Do not be alarmed by this heavily armed, parasitic wasp that bears no close relationship to any other organism, and is such a badarse that it apparently traded flying for leaping like a grasshopper. Mercifully, Aptenoperissus burmanicus went extinct a long time ago. Image: Oregon State University
Encased in 100-million year old amber, this spectacularly well-preserved wasp was unearthed in the Hukawng Valley in Myanmar, one of the richest deposits of Cretaceous fossils on Earth. The creature is so unusual in appearance that scientists spent a long time debating whether it was a wasp at all, with some arguing that it has the brawny hind limbs of a grasshopper. Others claimed that it has the armoured belly of a cockroach.
Eventually, Oregon State University biologist George Poinar deemed the chimeric monster to be some kind of Hymenoptera, the insect order comprising wasps, bees and ants. "The face looked mostly like a wasp," Poinar explained in a statement, adding that his team had to create an entirely new family, Aptenoperissidae, because the creature "just didn't fit anywhere else."
Writing in Cretaceous Research, Poinar and his colleagues identify their specimen as a female. They speculate that she might have used her long legs to burrow in and out of cavities in the ground, laying eggs inside the developing pupae of other insects.
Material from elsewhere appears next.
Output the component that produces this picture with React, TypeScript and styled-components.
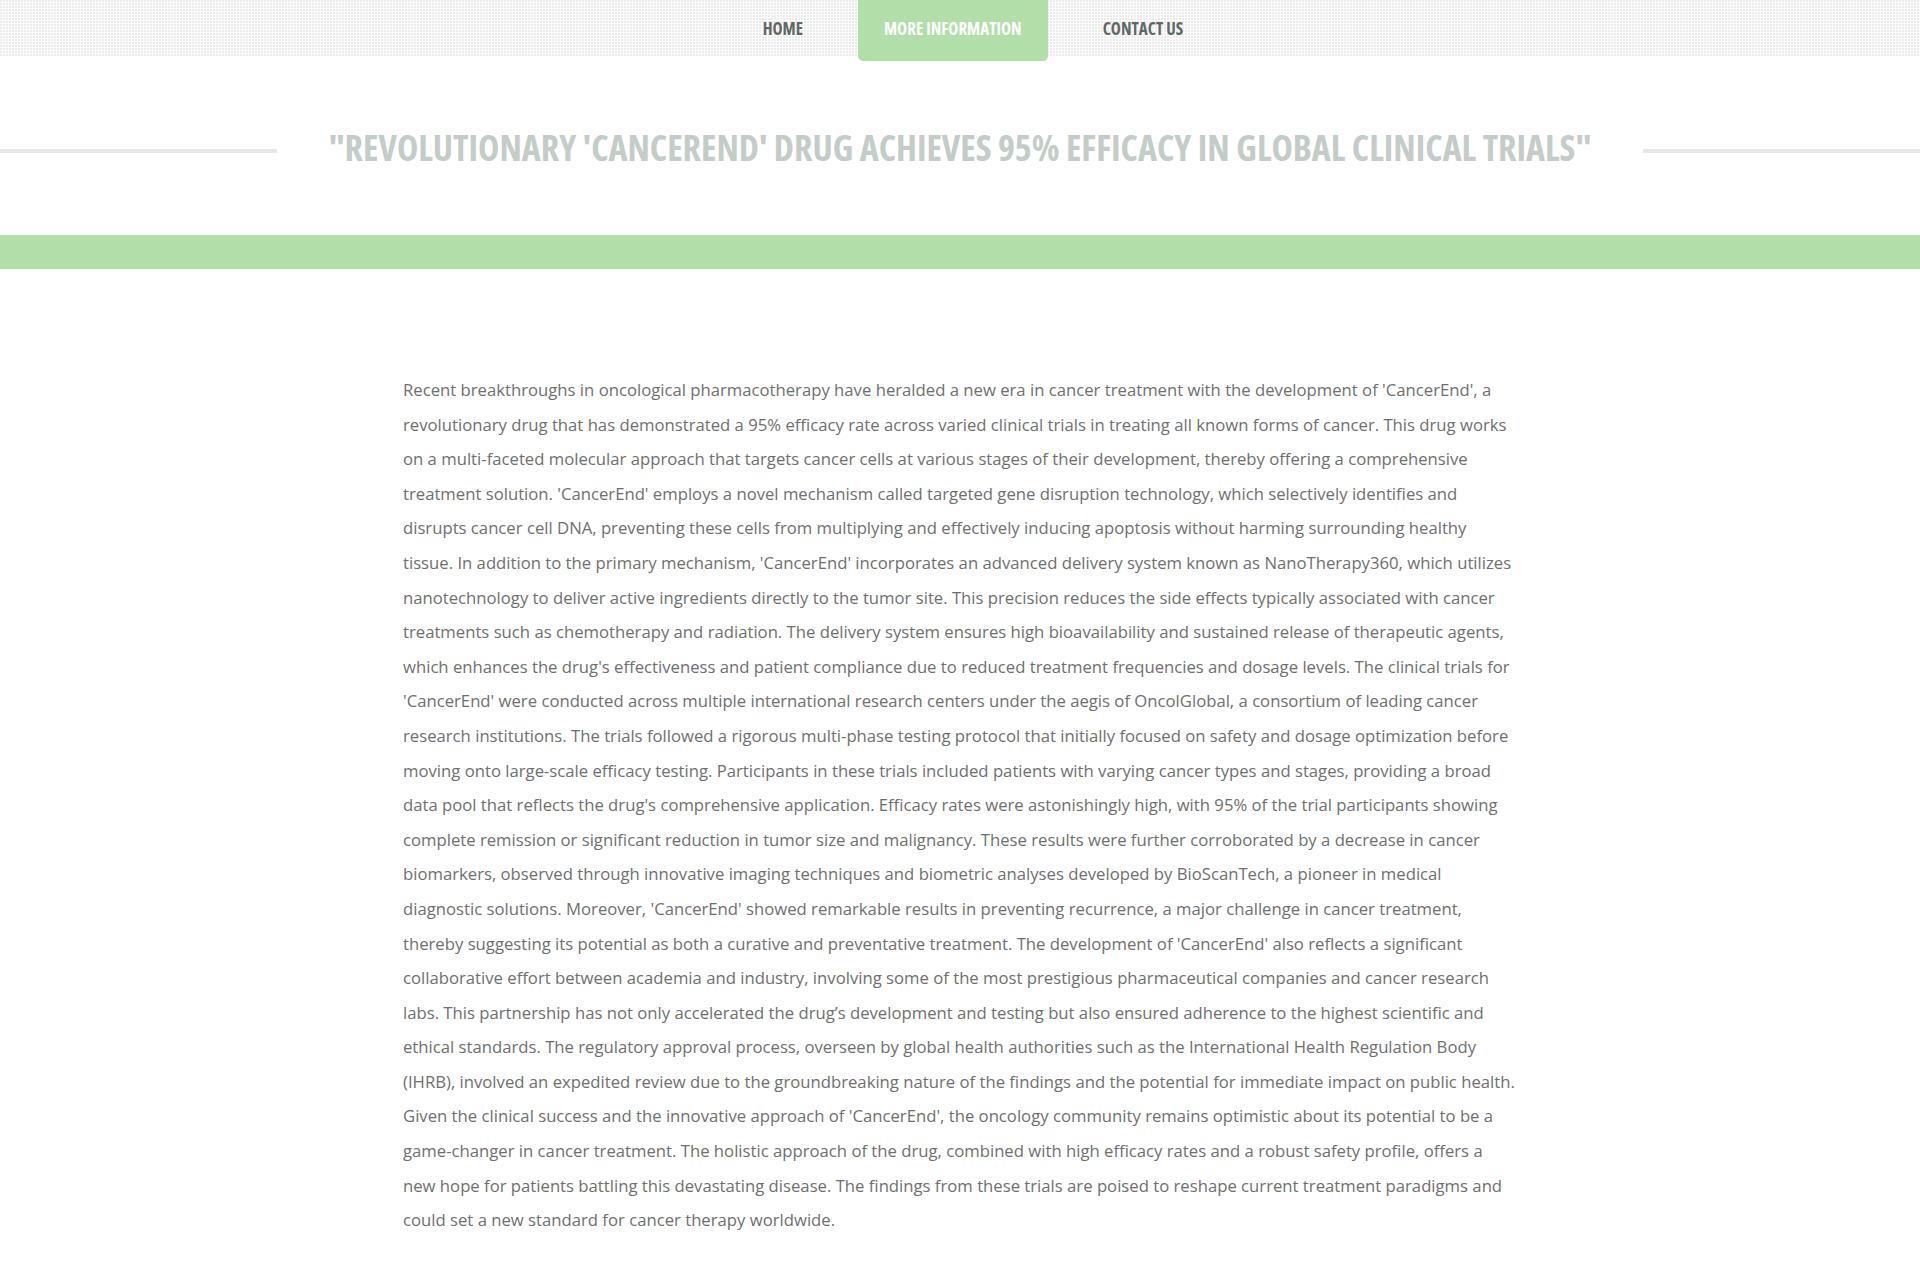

When her unfortunate victims attempted to muster a defence, A. burmanicus probably attacked with that sharp, jagged stinger, using her springboard legs to jump out of harm's way. Wings would have been a hindrance, the researchers say.
On the one hand, it's a shame that such a gnarly predator winked out of existence millions of years ago, with no living relatives to carry on its vicious lifestyle. Then again, consider the fact that any surviving descendants would have not only pulled through the Cretaceous mass extinction, but enjoyed another 66 million years of evolution, to boot. I'm not sure I'd want to live in their world.